If 1 *soliva* = 3 (cubic) *piedi* ≈ 9+ cubic *palmi architettonici*, how can 1 piede = 1+ *palmi architettonici*? The confusion comes from confounding two different units. One is the unit of length, the *pied*, and the volume found by cubing the pied. The second unit, which Guidi also calls a *pied*, is actually the "pied de solive", a volume = 1/6th of the *solive*.

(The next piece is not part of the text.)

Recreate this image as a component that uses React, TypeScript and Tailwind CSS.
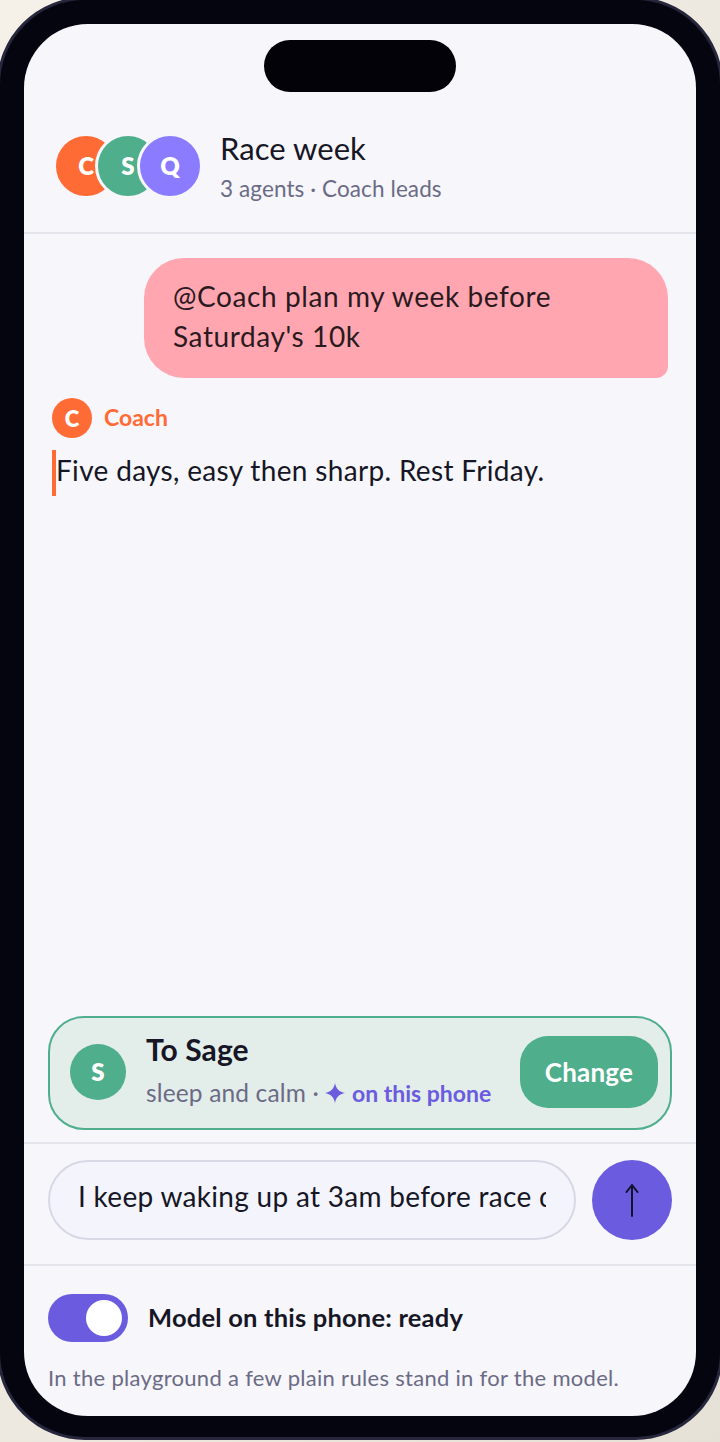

Guidi's description of the standard timber is the same as that of Nanquette, given above: a timber 12 pieds long with a cross-section 6 pouces by 6 pouces. Since 6 *pouces* = ½ *pied*, its volume is 3 cubic pieds. Thus far we have not used Italian units. Guidi says this volume ≈ 9 cubic *palmi architettonici* and 381 *once*. Using Guidi's value of 0.2234 meter for the Roman *palmi architettonici*, makes the cubic *palmi architettonici* 0.0111 cubic meter, and 9 of these 0.0999 cubic meter. There being 1728 cubic *once* in a cubic *palmo*, 381/1728 = 0.22048611, which times 0.0111 cubic meter gives 0.0025 cu. meter. 0.0999 plus 0.0025 is 0.1024, which is a good match to the *solive* calculated from the French *pied d'ordonnance*, prior to metrication. So Guidi's math checks out.

Taking the *soliva* at 0.1024 cubic meter, dividing it into 6 *pied (di solive)* makes each = 0.0171 cubic meter. 927/1728 = 0.536458333. 1.5365 × 0.0111 = 0.0171 cu. m, a good match to the sixth of the *soliva*.